プロジェクトが終了される事になって、サーバの電源を切らねばならない。
それはデジモンたちの存続を停止する事になるのだが――
消さざるを得なかった。しかし――
何事か気づくジャンユー
この辺りは本篇では判らないが、何者かがデジモンたちを、ローカルエリアから外へと逃れさせるドアをつけていた。
プログラムを――
書いたのは――
SHIBUMI――
謎の人物。
李家の夕餉。
真夏なのでシウチョンはそうめん。
ジャンユー、ジェンリャを気にしている。
ジェンリャが何?と見ると、何でもないと誤魔化される――。
翌朝――、西口バスターミナル。

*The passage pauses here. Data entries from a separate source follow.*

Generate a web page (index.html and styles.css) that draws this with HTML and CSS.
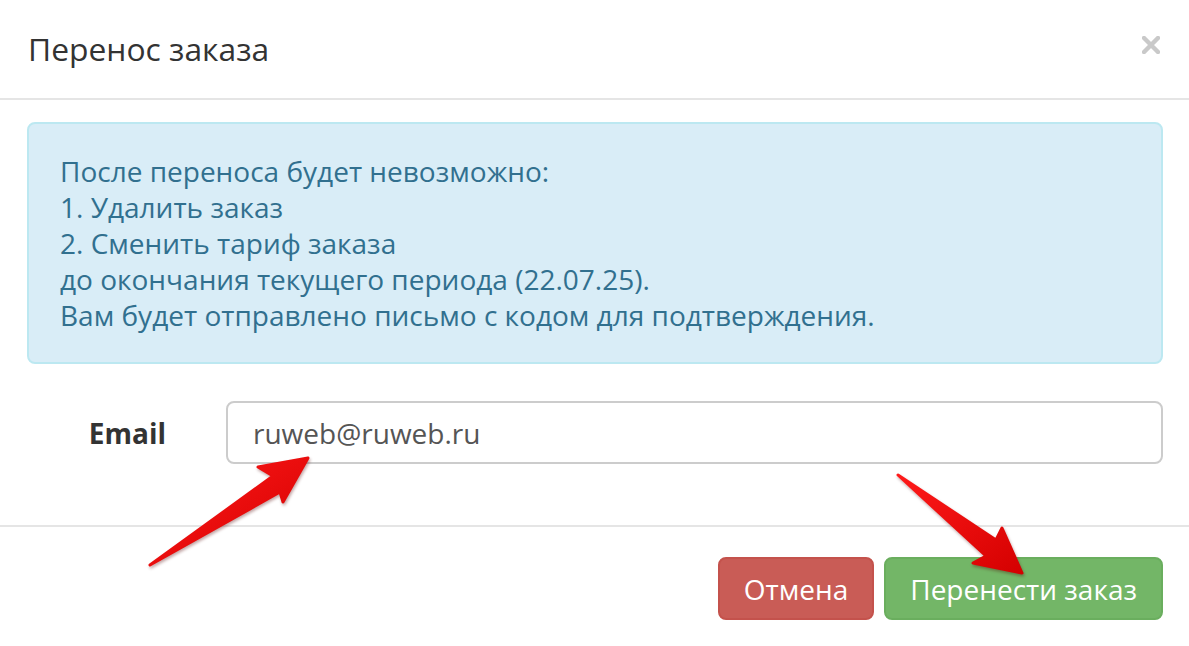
FILE: index.html
```html
<!doctype html>
<html lang="ru">
  <head>
    <meta charset="UTF-8" />
    <meta name="viewport" content="width=device-width, initial-scale=1.0" />
    <title>Перенос заказа</title>
    <link rel="stylesheet" href="styles.css">
  </head>
  <body>
    <div class="modal">
      <div class="modal-header">
        <h4 class="modal-title">Перенос заказа</h4>
        <button class="close" type="button" aria-label="Закрыть">
          <svg width="18" height="18" viewBox="0 0 18 18">
            <path d="M2 2 L16 16 M16 2 L2 16" stroke="#c9c9c9" stroke-width="4.4" stroke-linecap="square" />
          </svg>
        </button>
      </div>

      <div class="modal-body">
        <div class="alert">
          После переноса будет невозможно:<br />
          1. Удалить заказ<br />
          2. Сменить тариф заказа<br />
          до окончания текущего периода (22.07.25).<br />
          Вам будет отправлено письмо с кодом для подтверждения.
        </div>

        <div class="form-row">
          <label class="form-label" for="email">Email</label>
          <input class="form-input" id="email" type="text" value="ruweb@ruweb.ru" />
        </div>
      </div>

      <div class="modal-footer">
        <button class="btn btn-danger" type="button">Отмена</button>
        <button class="btn btn-success" type="button">Перенести заказ</button>
      </div>

      <!-- pointer arrows drawn over the form -->
      <svg class="arrows" width="1189" height="646" viewBox="0 0 1189 646">
        <defs>
          <linearGradient id="arrowFill" x1="0" y1="0" x2="1" y2="1">
            <stop offset="0%" stop-color="#ff1a1a" />
            <stop offset="100%" stop-color="#d40000" />
          </linearGradient>
        </defs>
        <polygon class="arrow" points="150,565 273,476 258,467 308,458 283,502 280,492" />
        <polygon class="arrow" points="898,475 996,540 1002,528 1022,573 973,563 986,556" />
      </svg>
    </div>
  </body>
</html>
```

FILE: styles.css
```css
body {
  margin: 0;
  background: #fff;
  font-family: "Open Sans", "Noto Sans", sans-serif;
  color: #333;
}

.modal {
  position: relative;
  width: 1189px;
  height: 646px;
  overflow: hidden;
}

.modal-header {
  display: flex;
  align-items: center;
  justify-content: space-between;
  height: 98px;
  padding: 0 29px 0 28px;
  border-bottom: 2px solid #e5e5e5;
  box-sizing: content-box;
}

.modal-title {
  margin: 0;
  font-size: 31.8px;
  font-weight: 400;
  line-height: 50px;
  color: #333;
}

.close {
  display: flex;
  padding: 0;
  margin-top: -8px;
  border: none;
  background: none;
  cursor: pointer;
}

.modal-body {
  padding: 22px 26px 0 27px;
}

.alert {
  padding: 29px 31px;
  border: 2px solid #bce8f1;
  border-radius: 8px;
  background: #d9edf7;
  color: #31708f;
  font-size: 28px;
  line-height: 36px;
}

.form-row {
  display: flex;
  align-items: center;
  margin-top: 37px;
  padding-bottom: 61px;
}

.form-label {
  flex: 0 0 199px;
  box-sizing: border-box;
  padding-right: 60px;
  text-align: right;
  font-size: 28px;
  font-weight: 700;
  color: #333;
}

.form-input {
  flex: 1;
  height: 63px;
  box-sizing: border-box;
  padding: 0 25px;
  border: 2px solid #ccc;
  border-radius: 8px;
  font-family: inherit;
  font-size: 28px;
  color: #555;
  outline: none;
}

.modal-footer {
  display: flex;
  justify-content: flex-end;
  gap: 10px;
  padding: 30px 26px 0 0;
  border-top: 2px solid #e5e5e5;
}

.btn {
  height: 63px;
  padding: 0 24px;
  border: 2px solid transparent;
  border-radius: 8px;
  font-family: inherit;
  font-size: 28px;
  color: #fff;
  cursor: pointer;
}

.btn-danger {
  background: #c95c56;
  border-color: #c4524c;
}

.btn-success {
  background: #73b667;
  border-color: #6aae5e;
}

.arrows {
  position: absolute;
  top: 0;
  left: 0;
  pointer-events: none;
  filter: drop-shadow(1px 2px 1.5px rgba(80, 0, 0, 0.35));
}

.arrow {
  fill: url(#arrowFill);
  stroke: url(#arrowFill);
  stroke-width: 3;
  stroke-linejoin: round;
}
```
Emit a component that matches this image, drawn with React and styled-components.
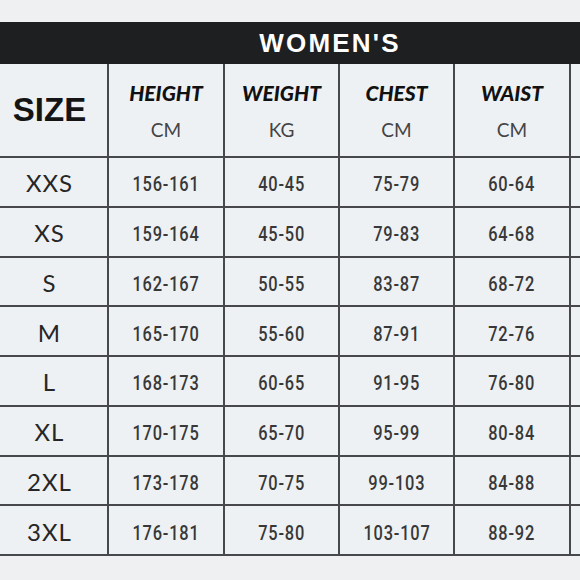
import React from "react";
import styled, { createGlobalStyle } from "styled-components";

const GlobalStyle = createGlobalStyle`
  html, body {
    margin: 0;
    padding: 0;
    background: #f3f4f6;
  }
  * {
    box-sizing: border-box;
  }
`;

const columns = [
  { label: "HEIGHT", unit: "CM" },
  { label: "WEIGHT", unit: "KG" },
  { label: "CHEST", unit: "CM" },
  { label: "WAIST", unit: "CM" },
];

const rows = [
  { size: "XXS", values: ["156-161", "40-45", "75-79", "60-64"] },
  { size: "XS", values: ["159-164", "45-50", "79-83", "64-68"] },
  { size: "S", values: ["162-167", "50-55", "83-87", "68-72"] },
  { size: "M", values: ["165-170", "55-60", "87-91", "72-76"] },
  { size: "L", values: ["168-173", "60-65", "91-95", "76-80"] },
  { size: "XL", values: ["170-175", "65-70", "95-99", "80-84"] },
  { size: "2XL", values: ["173-178", "70-75", "99-103", "84-88"] },
  { size: "3XL", values: ["176-181", "75-80", "103-107", "88-92"] },
];

const Page = styled.div`
  width: 580px;
  height: 580px;
  overflow: hidden;
  padding-top: 22px;
  background: #eef0f2;
`;

const TitleBar = styled.div`
  height: 42px;
  background: #1d1f21;
  display: flex;
  align-items: center;
  justify-content: center;
  padding-left: 80px;
`;

const Title = styled.h1`
  margin: 0;
  color: #ffffff;
  font-family: "Liberation Sans", Arial, sans-serif;
  font-weight: 700;
  font-size: 26px;
  letter-spacing: 2.2px;
`;

const Table = styled.div`
  display: grid;
  grid-template-columns: 107px 114px 113px 113px 114px 1fr;
  grid-template-rows: 92px repeat(8, 47.75px);
  gap: 2px;
  background: #46484b;
  border-bottom: 2px solid #46484b;
`;

const Cell = styled.div`
  background: #eef1f4;
  display: flex;
  flex-direction: column;
  align-items: center;
  justify-content: center;
  padding-right: ${({ shift }) => (shift ? `${shift}px` : "0")};
`;

const SizeHead = styled.span`
  font-family: "Liberation Sans", Arial, sans-serif;
  font-weight: 700;
  font-size: 33px;
  color: #141414;
`;

const ColLabel = styled.span`
  font-family: Lato, "Open Sans", sans-serif;
  font-weight: 900;
  font-style: italic;
  font-size: 21px;
  color: #111;
  line-height: 1;
`;

const ColUnit = styled.span`
  font-family: Lato, "Open Sans", sans-serif;
  font-size: 19px;
  color: #444;
  line-height: 1;
  margin-top: 17px;
`;

const SizeLabel = styled.span`
  font-family: Lato, "Open Sans", sans-serif;
  font-size: 24px;
  letter-spacing: 1px;
  color: #262626;
  margin-top: 2px;
`;

const Value = styled.span`
  display: inline-block;
  font-family: Roboto, "DejaVu Sans", sans-serif;
  font-weight: 500;
  font-size: 20px;
  color: #383838;
  letter-spacing: 1px;
  margin-top: 5px;
  transform: scaleX(0.82);
`;

export default function App() {
  return (
    <Page>
      <GlobalStyle />
      <TitleBar>
        <Title>WOMEN'S</Title>
      </TitleBar>
      <Table>
        <Cell shift={8}>
          <SizeHead>SIZE</SizeHead>
        </Cell>
        {columns.map((c) => (
          <Cell key={c.label}>
            <ColLabel>{c.label}</ColLabel>
            <ColUnit>{c.unit}</ColUnit>
          </Cell>
        ))}
        <Cell />
        {rows.map((r) => (
          <React.Fragment key={r.size}>
            <Cell shift={8}>
              <SizeLabel>{r.size}</SizeLabel>
            </Cell>
            {r.values.map((v, i) => (
              <Cell key={i}>
                <Value>{v}</Value>
              </Cell>
            ))}
            <Cell />
          </React.Fragment>
        ))}
      </Table>
    </Page>
  );
}
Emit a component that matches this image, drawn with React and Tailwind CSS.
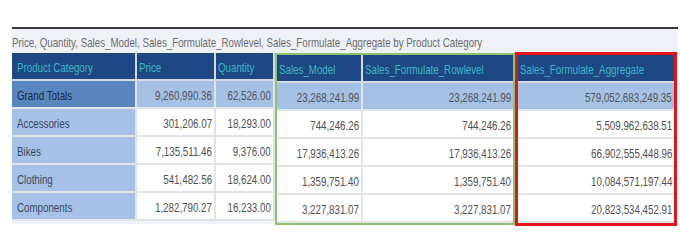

ジャンユーは携帯電話を持って出るのを忘れた事に気づく。
今日もギルモンは留守番だと言われて不満。だけど流石にギルモンを電車には乗せられないからと。
いいなぁテリアモンは。今回のギルモンの出番はここだけとなる。
殊勝な事は勿論言わない。まあねぇ~
ブルーカードの出所調査に今日も向かおうとした時、インプモンが再びテリアモンに挑戦を仕掛けてきた。が――
ジェンリャは、デジモン同士のやりとりを誰かに見られている事に気づいたのだ。
唖然と見つめている――
ジェンのパパ――
タカトも愕然。デジモンなのかというジャンユーの声。
インプモンが邪魔をされてカッとなる。
近づいて来るジャンユー。まさか、デジモンが現実世界に存在しているなんて――
しかしインプモンは、人間に構われるのが嫌なのだ。
ジャンユーは武術の心得があるから、すんでで鞄で防げたが――
ああ!
やっぱり、デジモン――!
だからどうだって言うんだよ!
ジェンのパパに何すんの!
と言われてインプモンも混乱。人間を倒してもロードは出来ない。ばーかと言って逃げていく。
痛みを堪え、ジェンリャに話があると言うが――
逃げ出してしまうジェンリャ。タカトも後ろ髪を引かれながら、追う。
ジェンリャ!
ドラマが緊迫したところでA-Partが終わる。